Sunday, July 15, 2007

The Economics of Information Flow

I spent many years working with document management systems - software that would facilitate the distribution, flow and storage of information within an organization. I worked with both public and private institutions; large and small; everything from mid-size single office companies to extended multi-nationals; municipal, state and federal government to colleges and universities. And they all had somewhat unique patterns of information flow that were apparently driven less by their physical structure and management structure and more by the players who held positions of influence within the structure.

This holds true at a very granular level. The amount of and quality of information flowing in and out of any particular office is less about the function of the office than the management style of the person in the office. Anyway, over this time period I witnessed the growth and maturation of various internal proprietary email software systems and eventually with the opening up of the internet, the ubiquitous email systems of today.

Pay Attention!
How often we hear this dictum as we grow up. And there really is an underlying economics that plays out in information flow as we grow older. In a typical office environment you both create and read (consume) many items of information throughout the day. When you send a memo to someone, you are asking that they ‘pay’ attention to it. You are asking them to ‘spend’ time with it and they have to judge how much of their time it is ‘worth’.
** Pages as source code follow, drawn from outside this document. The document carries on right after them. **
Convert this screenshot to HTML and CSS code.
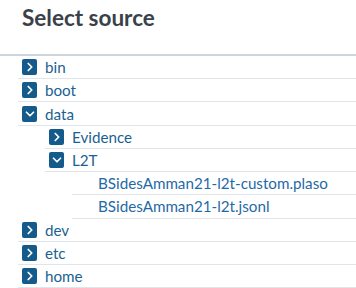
FILE: index.html
```html
<!DOCTYPE html>
<html lang="en">
<head>
  <meta charset="UTF-8">
  <title>Select source</title>
  <link rel="stylesheet" href="styles.css">
</head>
<body>
  <div class="panel">
    <h2 class="title">Select source</h2>

    <ul class="tree">
      <li class="row lvl0"><span class="tog"><svg viewBox="0 0 16 16"><path d="M6 4l4 4-4 4"/></svg></span>bin</li>
      <li class="row lvl0"><span class="tog"><svg viewBox="0 0 16 16"><path d="M6 4l4 4-4 4"/></svg></span>boot</li>
      <li class="row lvl0"><span class="tog"><svg viewBox="0 0 16 16"><path d="M4 6l4 4 4-4"/></svg></span>data</li>
      <li class="row lvl1"><span class="tog"><svg viewBox="0 0 16 16"><path d="M6 4l4 4-4 4"/></svg></span>Evidence</li>
      <li class="row lvl1"><span class="tog"><svg viewBox="0 0 16 16"><path d="M4 6l4 4 4-4"/></svg></span>L2T</li>
      <li class="row lvl2 file"><span class="tog"></span>BSidesAmman21-l2t-custom.plaso</li>
      <li class="row lvl2 file"><span class="tog"></span>BSidesAmman21-l2t.jsonl</li>
      <li class="row lvl0"><span class="tog"><svg viewBox="0 0 16 16"><path d="M6 4l4 4-4 4"/></svg></span>dev</li>
      <li class="row lvl0"><span class="tog"><svg viewBox="0 0 16 16"><path d="M6 4l4 4-4 4"/></svg></span>etc</li>
      <li class="row lvl0"><span class="tog"><svg viewBox="0 0 16 16"><path d="M6 4l4 4-4 4"/></svg></span>home</li>
    </ul>
  </div>
</body>
</html>
```

FILE: styles.css
```css
body {
  margin: 0;
  background: #fff;
  font-family: Lato, "Open Sans", sans-serif;
  overflow: hidden;
}
.title {
  margin: 0;
  padding: 4px 22px 0 22px;
  height: 56px;
  box-sizing: border-box;
  font-size: 22.5px;
  font-weight: 700;
  color: #3a4149;
  border-bottom: 2px solid #ccd4dc;
}
.tree {
  list-style: none;
  margin: 0;
  padding: 0;
}
.row {
  display: flex;
  align-items: center;
  height: 22.22px;
  border-bottom: 1px solid #dfe5ea;
  font-size: 15.2px;
  color: #1c5f92;
}
.lvl0 { margin-left: 18px; }
.lvl1 { margin-left: 45px; }
.lvl2 { margin-left: 72px; }
.file { color: #1f6aa6; }
.tog {
  width: 15px;
  height: 16px;
  margin: 0 8px 0 4px;
  flex: none;
  display: flex;
  align-items: center;
  justify-content: center;
  background: #145b8c;
  border-radius: 2px;
}
.file .tog {
  background: none;
  margin-right: 7px;
}
.tog svg {
  width: 14px;
  height: 14px;
  fill: none;
  stroke: #fff;
  stroke-width: 2;
  stroke-linecap: round;
  stroke-linejoin: round;
}
```
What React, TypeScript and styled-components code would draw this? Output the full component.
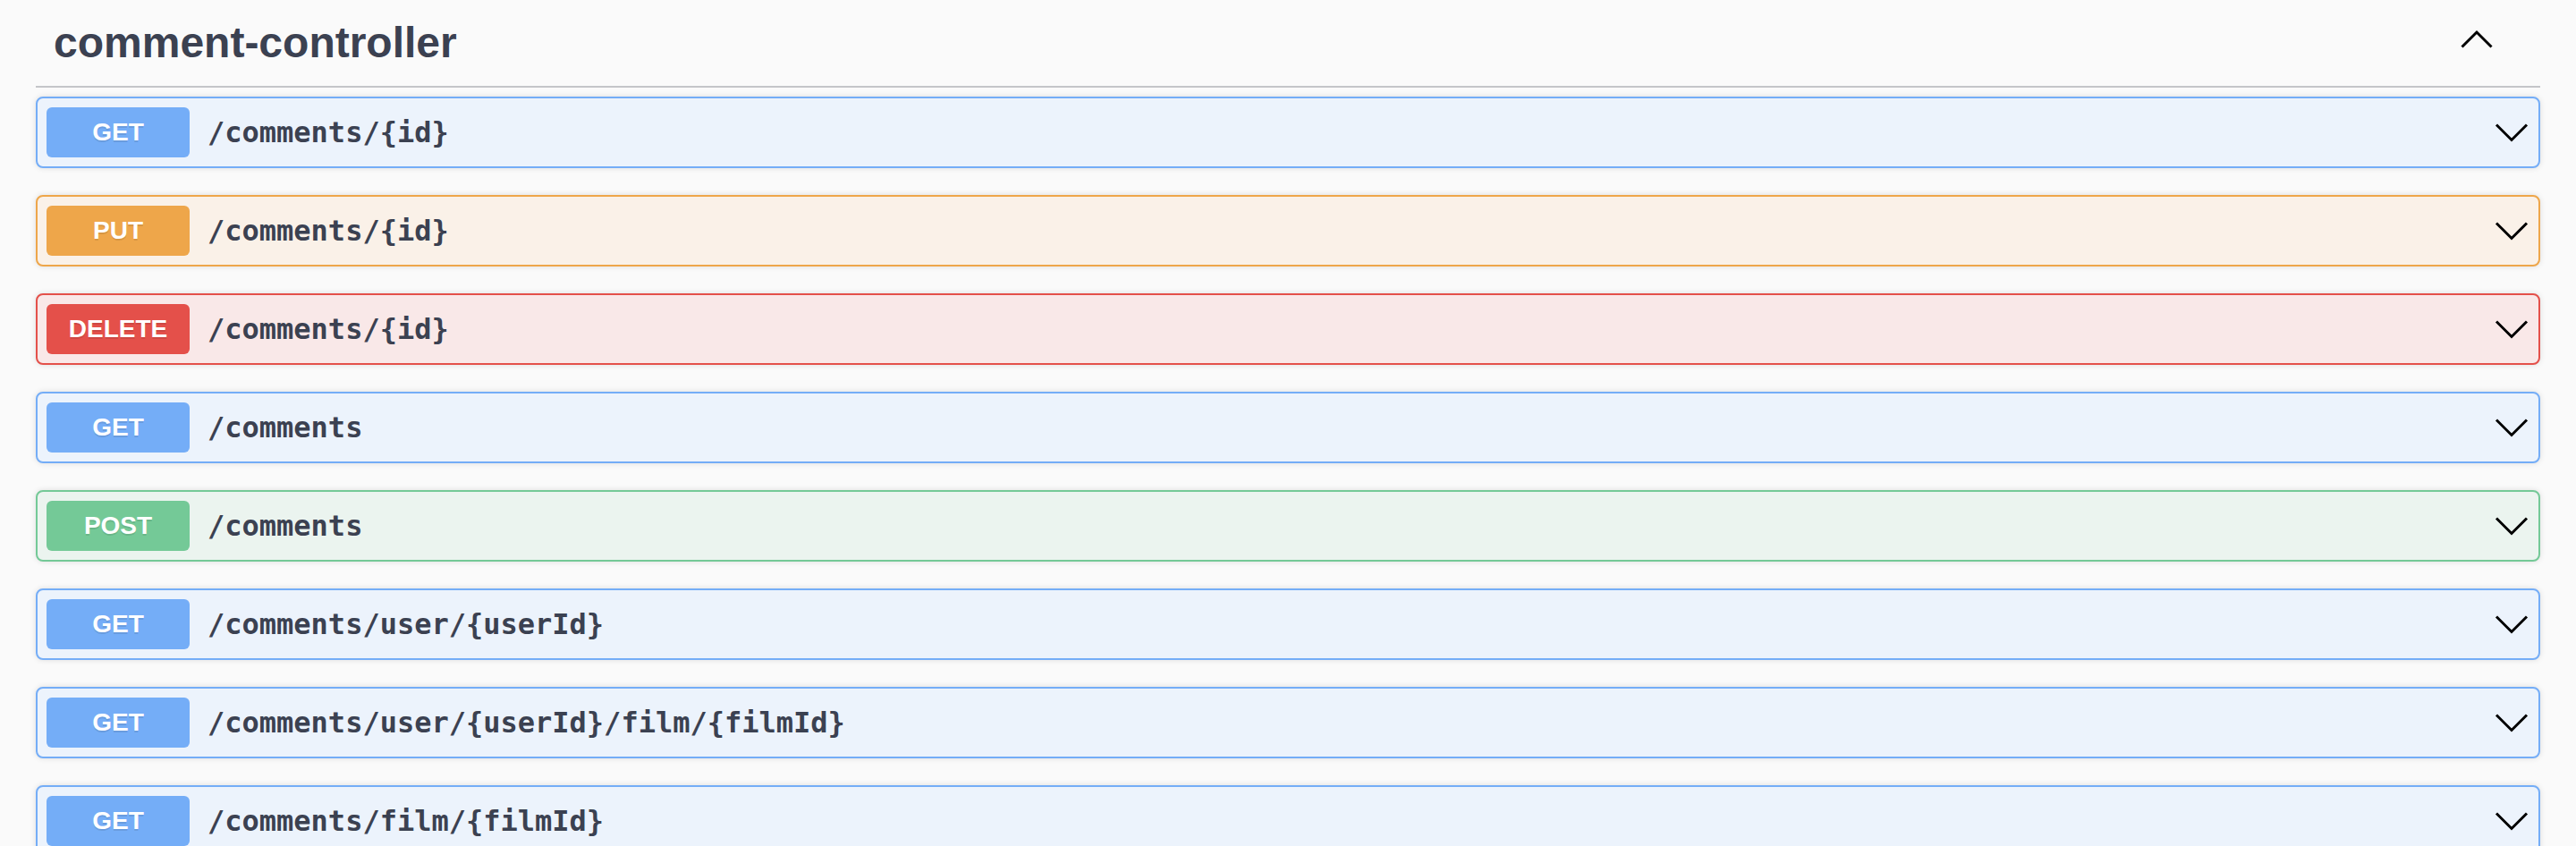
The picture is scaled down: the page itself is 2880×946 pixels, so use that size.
import React from 'react';
import styled, { createGlobalStyle } from 'styled-components';

const GlobalStyle = createGlobalStyle`
  html, body {
    margin: 0;
    padding: 0;
    background: #fafafa;
  }
  body {
    font-family: "Liberation Sans", Arial, sans-serif;
    color: #3b4151;
  }
`;

type Method = 'GET' | 'PUT' | 'DELETE' | 'POST';

const colors: Record<Method, { main: string; bg: string }> = {
  GET: { main: '#74adf7', bg: '#ecf3fc' },
  PUT: { main: '#eea64a', bg: '#faf1e8' },
  DELETE: { main: '#e4504a', bg: '#f9e8e8' },
  POST: { main: '#74c997', bg: '#ebf4ef' },
};

const Wrapper = styled.div`
  padding: 0 40px;
`;

const TagHeader = styled.div`
  display: flex;
  align-items: center;
  height: 96px;
  padding: 0 51px 0 20px;
  border-bottom: 2px solid #c4c5c9;
  margin-bottom: 10px;
`;

const TagTitle = styled.h3`
  flex: 1;
  margin: 0;
  font-size: 48px;
  line-height: 56px;
  font-weight: 700;
  color: #3b4151;
`;

const ArrowButton = styled.span`
  display: flex;
  width: 40px;
  height: 40px;
  margin-bottom: 9px;
`;

const Opblock = styled.div<{ $method: Method }>`
  display: flex;
  align-items: center;
  padding: 10px;
  margin-bottom: 30px;
  border: 2px solid ${(p) => colors[p.$method].main};
  border-radius: 8px;
  background: ${(p) => colors[p.$method].bg};
  box-shadow: 0 0 6px rgba(0, 0, 0, 0.12);
`;

const MethodBadge = styled.span<{ $method: Method }>`
  min-width: 160px;
  padding: 12px 0;
  border-radius: 6px;
  background: ${(p) => colors[p.$method].main};
  color: #fff;
  font-family: "Liberation Sans", Arial, sans-serif;
  font-size: 28px;
  line-height: 32px;
  font-weight: 700;
  text-align: center;
  text-shadow: 0 2px 0 rgba(0, 0, 0, 0.1);
`;

const Path = styled.span`
  flex: 1;
  padding: 0 20px;
  font-family: "DejaVu Sans Mono", "Liberation Mono", monospace;
  font-size: 32px;
  font-weight: 700;
  color: #3b4151;
`;

const ControlArrow = styled.span`
  display: flex;
  width: 40px;
  height: 40px;
`;

const Chevron = ({ up }: { up?: boolean }) => (
  <svg width="40" height="40" viewBox="0 0 40 40">
    <path
      d={up ? 'M3.5 28.5 L20 12 L36.5 28.5' : 'M3 11.5 L20 28.5 L37 11.5'}
      fill="none"
      stroke="#000"
      strokeWidth="3"
    />
  </svg>
);

const ops: { method: Method; path: string }[] = [
  { method: 'GET', path: '/comments/{id}' },
  { method: 'PUT', path: '/comments/{id}' },
  { method: 'DELETE', path: '/comments/{id}' },
  { method: 'GET', path: '/comments' },
  { method: 'POST', path: '/comments' },
  { method: 'GET', path: '/comments/user/{userId}' },
  { method: 'GET', path: '/comments/user/{userId}/film/{filmId}' },
  { method: 'GET', path: '/comments/film/{filmId}' },
];

const App: React.FC = () => {
  return (
    <>
      <GlobalStyle />
      <Wrapper>
        <TagHeader>
          <TagTitle>comment-controller</TagTitle>
          <ArrowButton>
            <Chevron up />
          </ArrowButton>
        </TagHeader>
        {ops.map((op, i) => (
          <Opblock key={i} $method={op.method}>
            <MethodBadge $method={op.method}>{op.method}</MethodBadge>
            <Path>{op.path}</Path>
            <ControlArrow>
              <Chevron />
            </ControlArrow>
          </Opblock>
        ))}
      </Wrapper>
    </>
  );
};

export default App;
The intended recipient looks for various clues to make these judgements, and as we moved from a world of paper documents sent via interoffice mail to the world of digital word processing and instantaneous email, the nature of these clues changed as well. In the paper world, I may judge how ‘formal’ a communication seems to be by how it is packaged… what kind of paper it is on… in a binder or not, and how it was sent to me.

As email systems evolved into a kind of dull uniformity with least-common-denominator functionality, a small set of meta-data sifted out as the only clues we have about such items. We can see a) From - who sent it, b) Title - what they called it (30 characters or less, usually), and c) When it was sent. Though it is little enough to go on, we clearly make decisions and prioritize how we view items based on these clues. Items from your boss likely get top attention; items you were expecting from someone or a title that hints at major organization changes grab your attention also.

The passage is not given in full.